Chinese artists Sun Yuan and Peng Yu have found an interesting new application for an industrial robot: squeegeeing blood.
Yuan and Yu combined a Kuka robot, Cognex visual-recognition sensors and software to create "Can’t Help Myself," an examination of our increasingly automated global reality.
The robot uses sensors to detect when the blood flows too far and then uses the end effector to shovel it back into place — they literally call it a shovel.
It's a bloodbath in that box, as it leaves stains on the floor and spatter on the walls. According to the artists, the blood is actually cellulose ether, a rather complicated product made with wood or cotton fiber, combined with colored water.
The art installation was originally commissioned by the Guggenheim Museum, but you can now check it out at the Venice Art Biennale 2019 in Italy. Titled "May You Live in Interesting Times," the exhibit runs through November 24, and while you’re there, you can also check out the fake indoor beach (sun & sea). Fake beach, real people, indoors.
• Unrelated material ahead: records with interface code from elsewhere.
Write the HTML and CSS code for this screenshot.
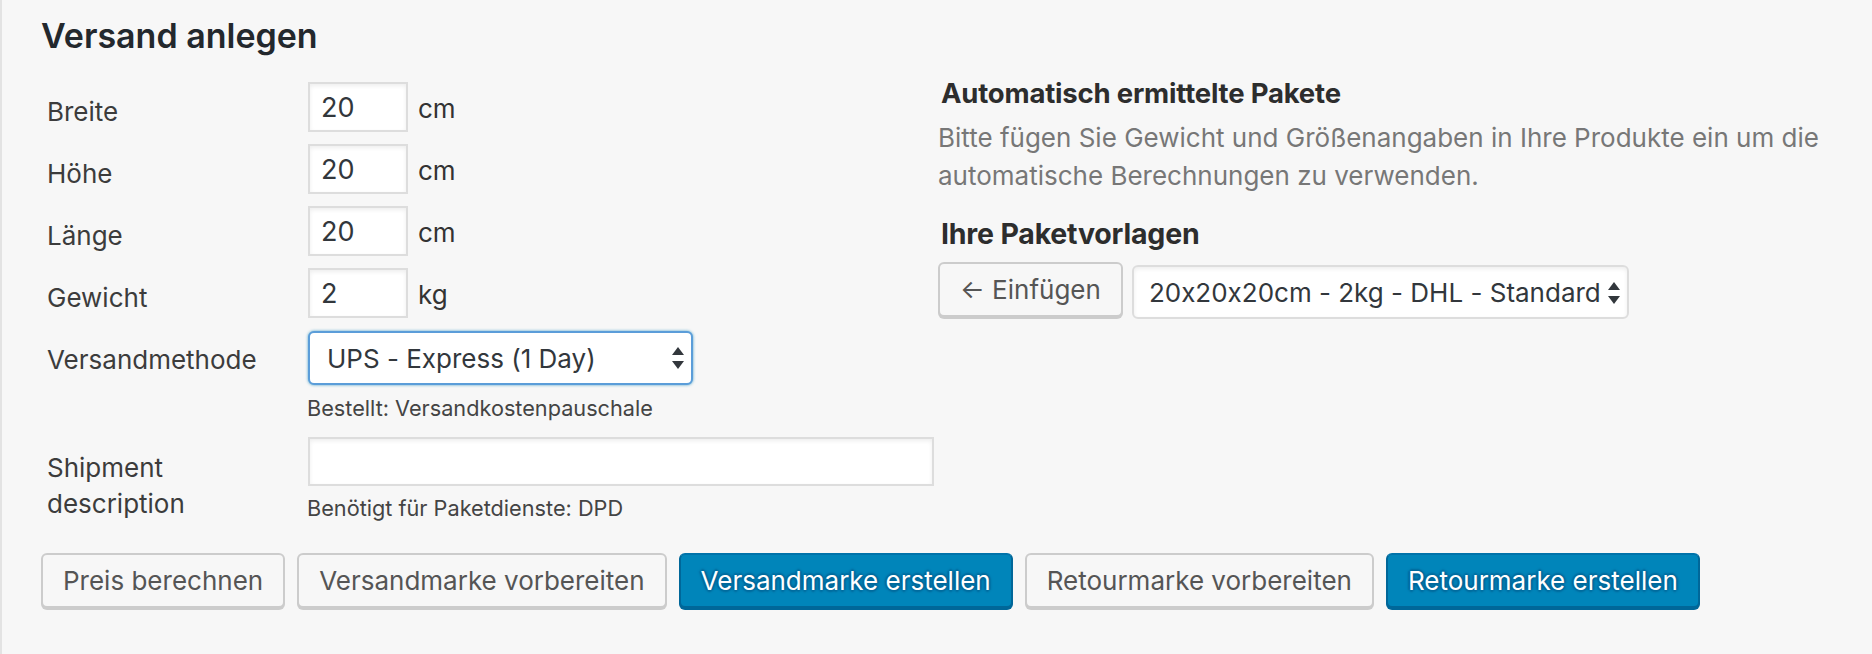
FILE: index.html
```html
<!DOCTYPE html>
<html lang="de">
<head>
<meta charset="utf-8">
<title>Versand anlegen</title>
<link rel="stylesheet" href="styles.css">
</head>
<body>
<div class="panel">
  <h3 class="title">Versand anlegen</h3>
  <div class="main">
    <div class="left">
      <div class="form-grid">
        <label class="lbl">Breite</label>
        <div class="field"><input class="num" type="text" value="20"><span class="unit">cm</span></div>

        <label class="lbl">Höhe</label>
        <div class="field"><input class="num" type="text" value="20"><span class="unit">cm</span></div>

        <label class="lbl">Länge</label>
        <div class="field"><input class="num" type="text" value="20"><span class="unit">cm</span></div>

        <label class="lbl">Gewicht</label>
        <div class="field"><input class="num" type="text" value="2"><span class="unit">kg</span></div>

        <label class="lbl">Versandmethode</label>
        <div class="field-col">
          <div class="select-wrap method">
            <select class="select focus"><option>UPS - Express (1 Day)</option></select>
            <svg class="arrows" viewBox="0 0 12 22" width="12" height="22"><path d="M6 0 L12 8 L0 8 Z M0 14 L12 14 L6 22 Z" fill="#32373c"/></svg>
          </div>
          <p class="desc">Bestellt: Versandkostenpauschale</p>
        </div>

        <label class="lbl lbl-ship">Shipment description</label>
        <div class="field-col ship">
          <input class="text" type="text" value="">
          <p class="desc desc-ship">Benötigt für Paketdienste: DPD</p>
        </div>
      </div>
    </div>
    <div class="right">
      <h4 class="sub">Automatisch ermittelte Pakete</h4>
      <p class="info">Bitte fügen Sie Gewicht und Größenangaben in Ihre Produkte ein um die automatische Berechnungen zu verwenden.</p>
      <h4 class="sub sub2">Ihre Paketvorlagen</h4>
      <div class="tpl-row">
        <button class="btn">← Einfügen</button>
        <div class="select-wrap tpl">
          <select class="select plain"><option>20x20x20cm - 2kg - DHL - Standard</option></select>
          <svg class="arrows" viewBox="0 0 12 22" width="12" height="22"><path d="M6 0 L12 8 L0 8 Z M0 14 L12 14 L6 22 Z" fill="#32373c"/></svg>
        </div>
      </div>
    </div>
  </div>
  <div class="actions">
    <button class="btn">Preis berechnen</button>
    <button class="btn">Versandmarke vorbereiten</button>
    <button class="btn primary">Versandmarke erstellen</button>
    <button class="btn">Retourmarke vorbereiten</button>
    <button class="btn primary">Retourmarke erstellen</button>
  </div>
</div>
</body>
</html>
```

FILE: styles.css
```css
html, body {
  margin: 0;
  padding: 0;
  background: #f7f7f7;
}

body {
  font-family: Inter, "Noto Sans", "Liberation Sans", sans-serif;
  font-feature-settings: "calt" 0;
  color: #444;
}

.panel {
  min-height: 654px;
  box-sizing: border-box;
  border-left: 2px solid #e3e3e3;
  padding: 15px 0 0 39px;
}

.title {
  margin: 0;
  font-size: 34px;
  line-height: 41px;
  font-weight: 600;
  color: #23282d;
}

.main {
  display: flex;
  margin-top: 22px;
}

.left {
  width: 893px;
  padding-top: 4px;
  flex: none;
}

.form-grid {
  display: grid;
  grid-template-columns: 267px 626px;
  row-gap: 12px;
}

.lbl {
  font-size: 26px;
  line-height: 36px;
  padding: 12px 20px 0 6px;
  color: #3c3c3c;
}

.lbl-ship {
  padding-top: 15px;
}

.field {
  display: flex;
  align-items: center;
}

.num {
  width: 100px;
  height: 50px;
  box-sizing: border-box;
  border: 2px solid #ddd;
  box-shadow: inset 0 2px 4px rgba(0, 0, 0, 0.07);
  background: #fff;
  font-family: inherit;
  font-size: 27px;
  color: #32373c;
  padding: 0 11px;
  margin: 0;
  outline: none;
}

.unit {
  margin-left: 10px;
  font-size: 26px;
  color: #333;
  padding-top: 2px;
}

.field-col {
  display: flex;
  flex-direction: column;
  align-items: flex-start;
}

.select-wrap {
  position: relative;
}

.select {
  appearance: none;
  -webkit-appearance: none;
  box-sizing: border-box;
  margin: 0;
  background: #fff;
  font-family: inherit;
  font-feature-settings: "calt" 0;
  color: #32373c;
  border-radius: 6px;
  outline: none;
}

.method {
  margin-top: 1px;
}

.focus {
  width: 385px;
  height: 54px;
  font-size: 26px;
  padding: 0 40px 0 17px;
  border: 2px solid #5b9dd9;
  box-shadow: 0 0 3px rgba(30, 140, 190, 0.8);
}

.arrows {
  position: absolute;
  right: 9px;
  top: 50%;
  margin-top: -11px;
  pointer-events: none;
}

.desc {
  margin: 8px 0 0 -1px;
  font-size: 21.7px;
  line-height: 30px;
  color: #444;
}

.desc-ship {
  margin-top: 7px;
}

.text {
  width: 626px;
  height: 49px;
  box-sizing: border-box;
  border: 2px solid #ddd;
  box-shadow: inset 0 2px 4px rgba(0, 0, 0, 0.07);
  background: #fff;
  margin: 2px 0 0;
  outline: none;
}

.right {
  flex: 1;
  padding: 0 30px 0 4px;
}

.sub {
  margin: 0;
  padding-left: 3px;
  font-size: 27.5px;
  line-height: 30px;
  font-weight: 700;
  color: #2d2d2d;
  letter-spacing: -0.2px;
}

.info {
  margin: 11px 0 0;
  font-size: 26px;
  line-height: 38px;
  color: #777;
}

.sub2 {
  margin-top: 24px;
  font-size: 28.5px;
}

.tpl-row {
  display: flex;
  align-items: flex-start;
  gap: 9px;
  margin-top: 13px;
}

.plain {
  width: 497px;
  height: 54px;
  margin-top: 3px;
  font-size: 26px;
  padding: 0 22px 0 15px;
  border: 2px solid #ddd;
  box-shadow: inset 0 2px 4px rgba(0, 0, 0, 0.07);
}

.tpl .arrows {
  margin-top: -9px;
}

.btn {
  height: 55px;
  box-sizing: border-box;
  padding: 0 20px;
  margin: 0;
  border: 2px solid #ccc;
  border-radius: 6px;
  background: #f7f7f7;
  box-shadow: 0 2px 0 #ccc;
  font-family: inherit;
  font-size: 26px;
  color: #555;
  white-space: nowrap;
  cursor: pointer;
}

.primary {
  background: #0085ba;
  border-color: #0073aa #006799 #006799;
  box-shadow: 0 2px 0 #006799;
  color: #fff;
  text-shadow: 0 -2px 2px #006799, 2px 0 2px #006799, 0 2px 2px #006799, -2px 0 2px #006799;
}

.actions {
  display: flex;
  gap: 12px;
  margin-top: 30px;
}
```
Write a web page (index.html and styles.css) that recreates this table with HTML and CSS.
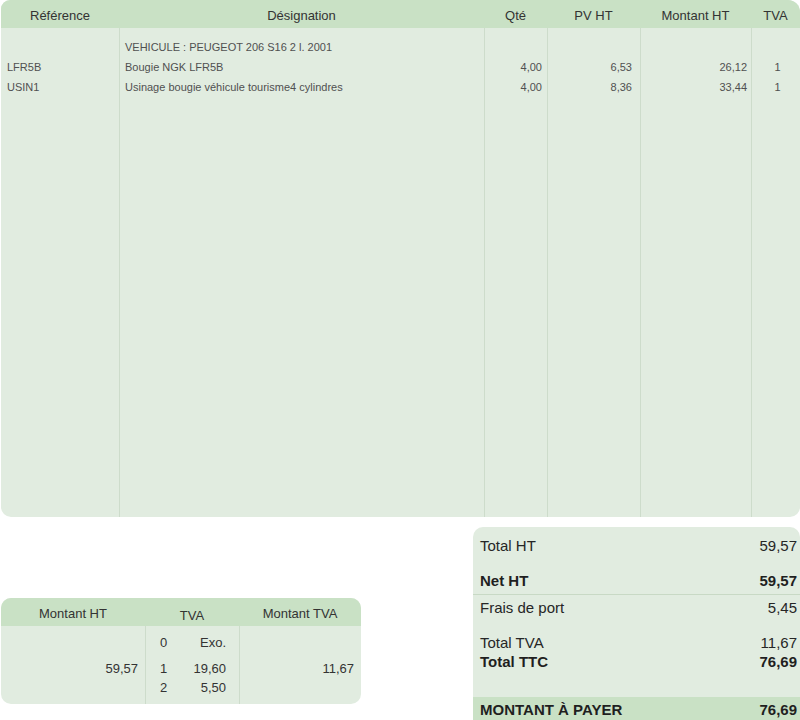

The pair is known for blending technology with art to create visceral installations and works meant to provoke startling and contemplative emotions, like the “Angel" sculpture of a dead angel outfitted with large roasted chicken wings, and Old Persons Home, in which 13 life-sized sculptures modeled after aged world leaders ride 13 dynamoelectric wheelchairs and continue to slam into one-another.